* **What you will do**:
How many lines in the entries below include the string "this"? Answer with the number only.

* **Input material**:
# # #

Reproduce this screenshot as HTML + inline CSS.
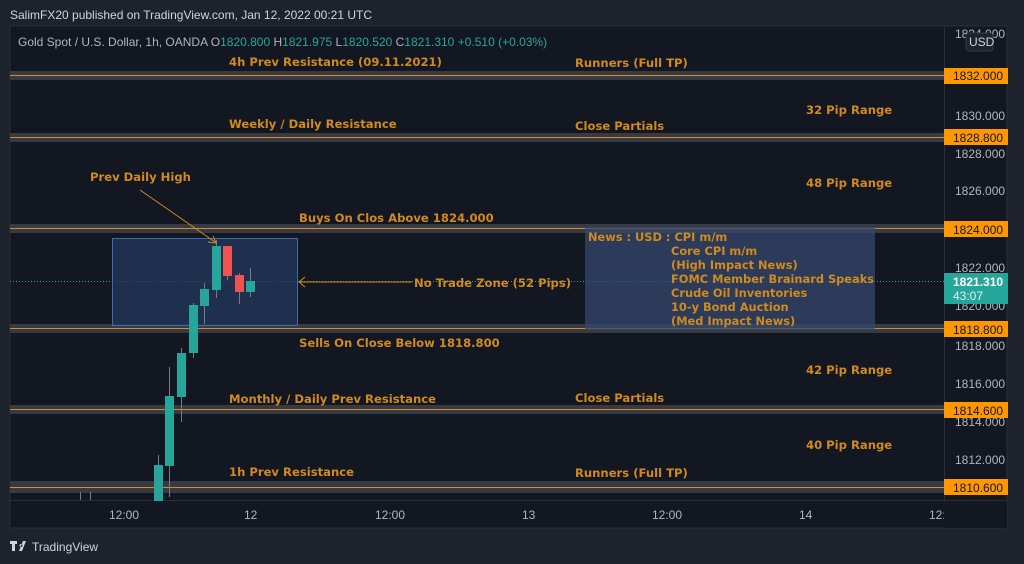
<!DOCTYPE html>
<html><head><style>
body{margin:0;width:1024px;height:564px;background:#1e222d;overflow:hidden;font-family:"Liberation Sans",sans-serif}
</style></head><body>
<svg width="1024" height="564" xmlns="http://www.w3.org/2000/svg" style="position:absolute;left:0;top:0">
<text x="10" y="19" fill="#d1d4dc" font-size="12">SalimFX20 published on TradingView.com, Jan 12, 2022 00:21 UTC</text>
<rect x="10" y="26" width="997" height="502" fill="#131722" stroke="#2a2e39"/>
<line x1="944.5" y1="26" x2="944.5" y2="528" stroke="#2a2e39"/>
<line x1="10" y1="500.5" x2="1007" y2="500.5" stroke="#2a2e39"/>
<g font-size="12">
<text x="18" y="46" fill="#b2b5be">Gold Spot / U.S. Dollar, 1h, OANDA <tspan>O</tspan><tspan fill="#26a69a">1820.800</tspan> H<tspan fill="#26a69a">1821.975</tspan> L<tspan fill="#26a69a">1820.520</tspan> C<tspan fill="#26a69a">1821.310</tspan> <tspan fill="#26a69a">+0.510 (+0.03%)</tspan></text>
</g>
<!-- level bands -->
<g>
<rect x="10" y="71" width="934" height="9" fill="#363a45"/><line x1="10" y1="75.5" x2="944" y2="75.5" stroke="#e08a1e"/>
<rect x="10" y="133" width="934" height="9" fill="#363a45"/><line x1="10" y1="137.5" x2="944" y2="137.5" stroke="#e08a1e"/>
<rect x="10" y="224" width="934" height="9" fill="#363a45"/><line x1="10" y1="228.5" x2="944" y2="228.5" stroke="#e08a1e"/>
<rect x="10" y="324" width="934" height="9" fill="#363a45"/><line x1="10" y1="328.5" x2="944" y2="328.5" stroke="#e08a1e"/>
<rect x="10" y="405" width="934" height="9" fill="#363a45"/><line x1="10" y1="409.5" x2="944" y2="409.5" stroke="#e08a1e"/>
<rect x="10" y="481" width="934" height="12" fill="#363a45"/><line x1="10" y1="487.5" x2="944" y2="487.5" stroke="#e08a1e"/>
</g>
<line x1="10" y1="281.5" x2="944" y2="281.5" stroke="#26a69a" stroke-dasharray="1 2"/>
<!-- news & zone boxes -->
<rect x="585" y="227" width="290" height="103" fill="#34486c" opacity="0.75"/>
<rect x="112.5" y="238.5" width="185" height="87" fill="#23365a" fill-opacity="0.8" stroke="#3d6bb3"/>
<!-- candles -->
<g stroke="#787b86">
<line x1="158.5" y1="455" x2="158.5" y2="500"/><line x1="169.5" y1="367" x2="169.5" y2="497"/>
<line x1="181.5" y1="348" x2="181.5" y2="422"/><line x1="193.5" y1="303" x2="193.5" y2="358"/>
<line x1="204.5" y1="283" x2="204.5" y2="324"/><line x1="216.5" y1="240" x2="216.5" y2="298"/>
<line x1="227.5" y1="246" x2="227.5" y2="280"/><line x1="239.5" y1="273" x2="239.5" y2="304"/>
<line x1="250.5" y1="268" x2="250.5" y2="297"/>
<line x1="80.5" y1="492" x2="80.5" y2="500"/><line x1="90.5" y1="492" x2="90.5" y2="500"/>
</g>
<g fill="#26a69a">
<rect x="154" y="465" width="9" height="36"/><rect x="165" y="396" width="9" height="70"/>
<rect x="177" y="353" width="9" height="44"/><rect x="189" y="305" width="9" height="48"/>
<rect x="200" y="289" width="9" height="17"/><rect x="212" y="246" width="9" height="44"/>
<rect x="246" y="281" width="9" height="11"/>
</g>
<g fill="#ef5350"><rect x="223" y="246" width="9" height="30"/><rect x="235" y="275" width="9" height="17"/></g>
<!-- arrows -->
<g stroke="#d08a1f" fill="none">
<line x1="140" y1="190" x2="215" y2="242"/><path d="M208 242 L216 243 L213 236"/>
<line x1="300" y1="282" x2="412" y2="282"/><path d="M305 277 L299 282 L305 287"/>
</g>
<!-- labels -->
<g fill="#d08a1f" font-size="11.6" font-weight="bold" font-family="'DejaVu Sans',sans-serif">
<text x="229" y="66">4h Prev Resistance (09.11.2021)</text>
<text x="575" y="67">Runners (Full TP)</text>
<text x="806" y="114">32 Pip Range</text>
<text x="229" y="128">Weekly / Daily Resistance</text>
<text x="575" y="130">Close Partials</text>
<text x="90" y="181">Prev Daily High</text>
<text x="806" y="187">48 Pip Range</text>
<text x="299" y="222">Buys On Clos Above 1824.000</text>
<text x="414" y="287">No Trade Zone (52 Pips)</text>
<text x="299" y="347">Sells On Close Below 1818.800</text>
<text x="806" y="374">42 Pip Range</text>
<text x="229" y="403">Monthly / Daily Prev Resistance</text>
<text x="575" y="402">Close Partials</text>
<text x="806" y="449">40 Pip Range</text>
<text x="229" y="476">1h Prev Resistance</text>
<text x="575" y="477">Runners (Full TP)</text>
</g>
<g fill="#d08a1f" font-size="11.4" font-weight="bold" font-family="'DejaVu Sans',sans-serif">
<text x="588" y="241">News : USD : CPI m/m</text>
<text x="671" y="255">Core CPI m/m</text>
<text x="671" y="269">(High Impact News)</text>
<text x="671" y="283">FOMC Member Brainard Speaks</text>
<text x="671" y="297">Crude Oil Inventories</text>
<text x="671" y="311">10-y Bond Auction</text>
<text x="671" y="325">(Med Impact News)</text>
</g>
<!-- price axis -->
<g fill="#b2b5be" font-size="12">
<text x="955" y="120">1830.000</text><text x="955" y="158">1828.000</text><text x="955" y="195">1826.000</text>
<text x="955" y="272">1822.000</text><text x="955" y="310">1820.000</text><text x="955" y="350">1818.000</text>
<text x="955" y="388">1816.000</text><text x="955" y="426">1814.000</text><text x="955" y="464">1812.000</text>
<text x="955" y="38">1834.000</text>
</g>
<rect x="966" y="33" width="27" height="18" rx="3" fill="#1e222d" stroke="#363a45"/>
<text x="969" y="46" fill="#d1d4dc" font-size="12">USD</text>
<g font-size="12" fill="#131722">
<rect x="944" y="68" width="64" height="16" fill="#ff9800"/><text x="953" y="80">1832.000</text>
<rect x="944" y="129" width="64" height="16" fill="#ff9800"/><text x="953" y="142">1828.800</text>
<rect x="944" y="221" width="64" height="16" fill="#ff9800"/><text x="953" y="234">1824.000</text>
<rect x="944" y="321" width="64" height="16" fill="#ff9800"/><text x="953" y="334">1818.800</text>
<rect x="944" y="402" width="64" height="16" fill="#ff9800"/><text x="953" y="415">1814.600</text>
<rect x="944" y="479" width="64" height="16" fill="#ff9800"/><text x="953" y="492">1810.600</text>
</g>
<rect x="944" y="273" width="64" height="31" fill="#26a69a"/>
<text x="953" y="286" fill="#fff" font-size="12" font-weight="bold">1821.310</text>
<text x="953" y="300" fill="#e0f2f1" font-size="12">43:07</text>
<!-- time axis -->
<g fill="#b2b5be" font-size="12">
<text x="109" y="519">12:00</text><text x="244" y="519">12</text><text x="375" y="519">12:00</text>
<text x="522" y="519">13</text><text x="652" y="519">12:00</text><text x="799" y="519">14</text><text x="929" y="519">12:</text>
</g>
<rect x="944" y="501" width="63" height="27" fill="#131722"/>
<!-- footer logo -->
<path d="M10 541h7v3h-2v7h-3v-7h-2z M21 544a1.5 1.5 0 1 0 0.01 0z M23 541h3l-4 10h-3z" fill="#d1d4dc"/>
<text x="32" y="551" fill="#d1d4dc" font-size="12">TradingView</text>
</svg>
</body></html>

# # #

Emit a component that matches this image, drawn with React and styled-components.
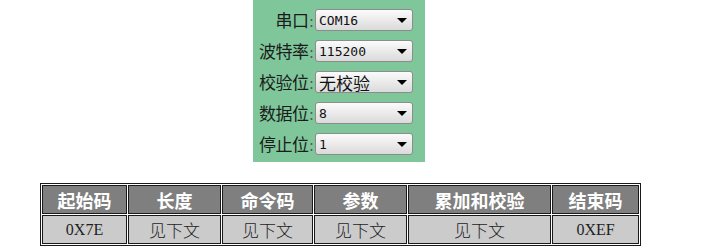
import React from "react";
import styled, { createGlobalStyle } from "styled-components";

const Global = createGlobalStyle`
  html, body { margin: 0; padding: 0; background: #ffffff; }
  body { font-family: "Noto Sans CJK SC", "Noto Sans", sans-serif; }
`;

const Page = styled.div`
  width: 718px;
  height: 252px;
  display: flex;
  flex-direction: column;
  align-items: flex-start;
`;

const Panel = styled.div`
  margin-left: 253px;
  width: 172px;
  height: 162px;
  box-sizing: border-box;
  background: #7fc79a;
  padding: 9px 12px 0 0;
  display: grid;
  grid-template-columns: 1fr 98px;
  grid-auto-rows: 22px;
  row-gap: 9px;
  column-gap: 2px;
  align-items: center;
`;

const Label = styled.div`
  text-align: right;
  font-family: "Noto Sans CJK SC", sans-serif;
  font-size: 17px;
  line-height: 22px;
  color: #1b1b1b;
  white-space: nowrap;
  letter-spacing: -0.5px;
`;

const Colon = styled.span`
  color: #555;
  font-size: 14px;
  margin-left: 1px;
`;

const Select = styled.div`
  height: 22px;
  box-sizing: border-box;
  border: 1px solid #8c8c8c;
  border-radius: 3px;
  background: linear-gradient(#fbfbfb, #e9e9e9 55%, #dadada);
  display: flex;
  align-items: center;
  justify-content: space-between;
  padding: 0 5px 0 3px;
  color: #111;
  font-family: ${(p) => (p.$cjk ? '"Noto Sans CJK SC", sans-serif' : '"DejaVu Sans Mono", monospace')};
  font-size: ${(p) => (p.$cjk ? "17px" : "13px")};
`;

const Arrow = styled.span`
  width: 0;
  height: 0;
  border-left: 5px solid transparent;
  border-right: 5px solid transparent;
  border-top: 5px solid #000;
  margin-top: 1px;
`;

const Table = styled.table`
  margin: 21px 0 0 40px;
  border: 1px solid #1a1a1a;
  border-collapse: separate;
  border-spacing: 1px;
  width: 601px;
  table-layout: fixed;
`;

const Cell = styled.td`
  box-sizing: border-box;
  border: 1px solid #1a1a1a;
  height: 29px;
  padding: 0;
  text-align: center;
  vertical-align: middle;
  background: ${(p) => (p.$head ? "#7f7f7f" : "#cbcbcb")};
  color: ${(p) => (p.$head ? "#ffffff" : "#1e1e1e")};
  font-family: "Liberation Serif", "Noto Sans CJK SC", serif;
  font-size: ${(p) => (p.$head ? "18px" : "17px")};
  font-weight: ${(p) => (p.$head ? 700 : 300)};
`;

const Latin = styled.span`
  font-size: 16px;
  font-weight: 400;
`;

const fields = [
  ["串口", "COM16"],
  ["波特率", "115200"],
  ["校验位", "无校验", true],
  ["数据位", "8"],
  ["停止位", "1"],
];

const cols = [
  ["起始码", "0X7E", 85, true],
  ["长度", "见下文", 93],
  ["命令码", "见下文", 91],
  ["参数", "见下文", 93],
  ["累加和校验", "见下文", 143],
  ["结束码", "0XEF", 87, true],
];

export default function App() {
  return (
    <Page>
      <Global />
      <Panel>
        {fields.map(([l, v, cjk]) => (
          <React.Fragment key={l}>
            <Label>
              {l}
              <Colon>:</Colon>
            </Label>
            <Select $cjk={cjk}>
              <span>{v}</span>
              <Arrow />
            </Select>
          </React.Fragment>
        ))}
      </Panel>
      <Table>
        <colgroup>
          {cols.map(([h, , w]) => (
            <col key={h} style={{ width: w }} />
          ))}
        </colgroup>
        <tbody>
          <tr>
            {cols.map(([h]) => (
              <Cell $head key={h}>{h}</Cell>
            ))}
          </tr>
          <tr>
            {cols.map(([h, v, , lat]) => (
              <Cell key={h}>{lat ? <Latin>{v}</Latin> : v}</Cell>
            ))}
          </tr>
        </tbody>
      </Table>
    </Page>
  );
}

# # #

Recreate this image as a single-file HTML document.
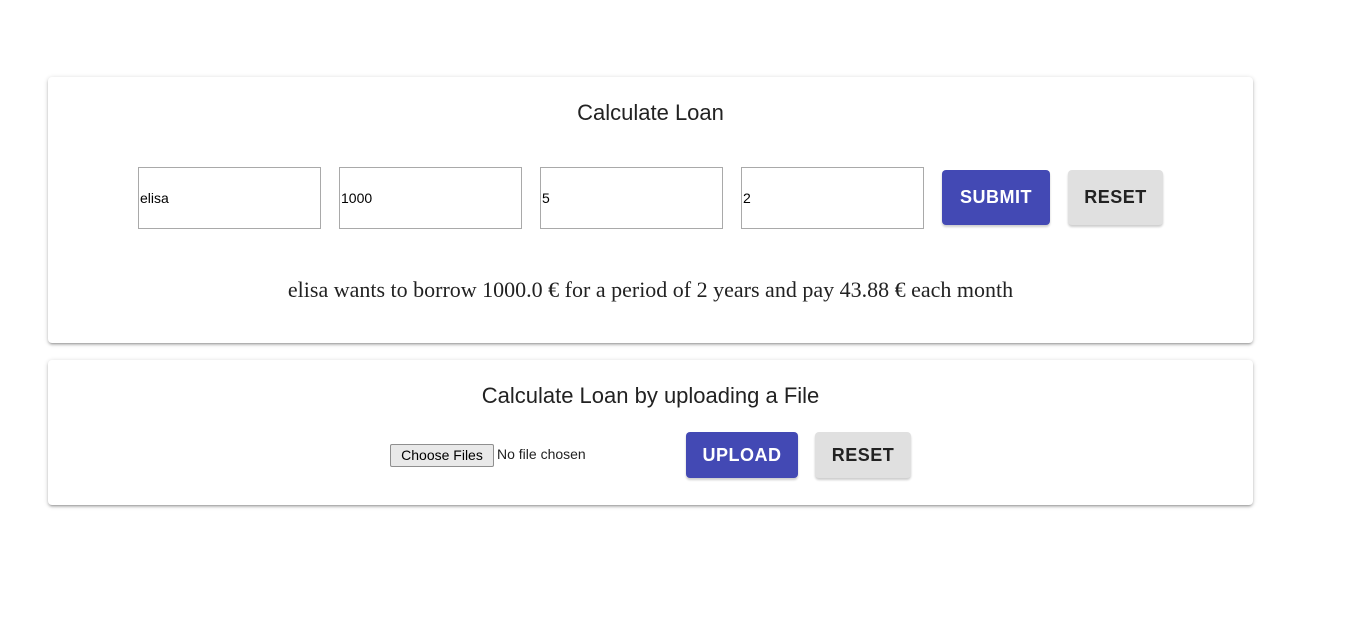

# # #

* **Exercise output**:
3